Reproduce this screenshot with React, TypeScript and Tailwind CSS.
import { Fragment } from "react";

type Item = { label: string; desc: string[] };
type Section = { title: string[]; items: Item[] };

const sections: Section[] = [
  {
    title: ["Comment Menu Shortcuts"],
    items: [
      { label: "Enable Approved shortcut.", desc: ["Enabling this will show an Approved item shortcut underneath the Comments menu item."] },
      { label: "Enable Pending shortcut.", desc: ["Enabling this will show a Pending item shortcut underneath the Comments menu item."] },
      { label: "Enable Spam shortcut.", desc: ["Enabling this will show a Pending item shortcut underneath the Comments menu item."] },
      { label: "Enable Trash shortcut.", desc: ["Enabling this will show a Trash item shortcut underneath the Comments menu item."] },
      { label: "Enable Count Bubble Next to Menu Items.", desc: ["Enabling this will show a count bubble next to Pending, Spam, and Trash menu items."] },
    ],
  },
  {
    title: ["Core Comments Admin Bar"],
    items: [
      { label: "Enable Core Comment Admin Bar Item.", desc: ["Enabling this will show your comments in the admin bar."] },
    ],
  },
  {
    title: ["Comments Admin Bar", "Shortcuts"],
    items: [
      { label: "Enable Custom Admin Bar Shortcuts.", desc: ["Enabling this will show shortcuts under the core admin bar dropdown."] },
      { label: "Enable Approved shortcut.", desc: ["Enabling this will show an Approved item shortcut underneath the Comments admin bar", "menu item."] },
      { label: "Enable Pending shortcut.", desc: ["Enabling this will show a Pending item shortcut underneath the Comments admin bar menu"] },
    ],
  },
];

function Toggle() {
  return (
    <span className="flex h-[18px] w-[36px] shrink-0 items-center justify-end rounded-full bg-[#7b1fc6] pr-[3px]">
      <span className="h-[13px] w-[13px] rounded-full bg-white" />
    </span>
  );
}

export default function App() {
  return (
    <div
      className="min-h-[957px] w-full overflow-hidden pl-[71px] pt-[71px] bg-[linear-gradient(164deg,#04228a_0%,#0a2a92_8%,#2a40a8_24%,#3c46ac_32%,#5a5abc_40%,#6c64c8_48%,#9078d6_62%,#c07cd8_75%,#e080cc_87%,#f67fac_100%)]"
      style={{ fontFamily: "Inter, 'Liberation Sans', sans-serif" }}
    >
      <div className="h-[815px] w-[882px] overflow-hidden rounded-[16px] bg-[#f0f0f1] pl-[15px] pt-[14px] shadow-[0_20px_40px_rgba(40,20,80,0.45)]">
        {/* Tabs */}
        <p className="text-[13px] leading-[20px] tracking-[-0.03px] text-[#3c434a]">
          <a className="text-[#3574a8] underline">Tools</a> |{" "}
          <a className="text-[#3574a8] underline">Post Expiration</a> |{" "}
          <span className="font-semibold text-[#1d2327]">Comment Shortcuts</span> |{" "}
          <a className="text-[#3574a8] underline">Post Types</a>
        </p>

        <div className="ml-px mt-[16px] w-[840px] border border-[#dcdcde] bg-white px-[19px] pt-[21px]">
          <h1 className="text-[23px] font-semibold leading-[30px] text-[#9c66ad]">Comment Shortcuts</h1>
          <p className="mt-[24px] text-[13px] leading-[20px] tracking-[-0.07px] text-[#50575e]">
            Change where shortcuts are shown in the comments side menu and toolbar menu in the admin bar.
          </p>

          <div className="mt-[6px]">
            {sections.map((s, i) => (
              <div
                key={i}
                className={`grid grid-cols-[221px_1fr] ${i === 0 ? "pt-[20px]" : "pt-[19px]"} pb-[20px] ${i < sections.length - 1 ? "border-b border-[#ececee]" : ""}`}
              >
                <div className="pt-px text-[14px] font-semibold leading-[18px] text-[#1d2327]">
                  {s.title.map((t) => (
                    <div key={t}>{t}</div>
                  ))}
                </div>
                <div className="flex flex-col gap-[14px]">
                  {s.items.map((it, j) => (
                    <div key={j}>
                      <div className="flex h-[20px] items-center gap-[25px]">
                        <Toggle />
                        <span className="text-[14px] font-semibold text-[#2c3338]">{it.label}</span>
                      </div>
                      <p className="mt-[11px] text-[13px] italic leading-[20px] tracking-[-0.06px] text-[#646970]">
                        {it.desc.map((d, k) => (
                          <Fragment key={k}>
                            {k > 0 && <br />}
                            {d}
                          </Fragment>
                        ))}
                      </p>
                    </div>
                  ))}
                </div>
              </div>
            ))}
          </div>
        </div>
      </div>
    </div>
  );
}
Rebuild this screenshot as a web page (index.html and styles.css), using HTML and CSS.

══════════════════════════════

The request =>
Quote exactly the stretch of lines above that starts at the first one and ends at the line with "string[]; items: Item[]", and nothing beyond it.

Finished exercise =>
Reproduce this screenshot with React, TypeScript and Tailwind CSS.
import { Fragment } from "react";

type Item = { label: string; desc: string[] };
type Section = { title: string[]; items: Item[] };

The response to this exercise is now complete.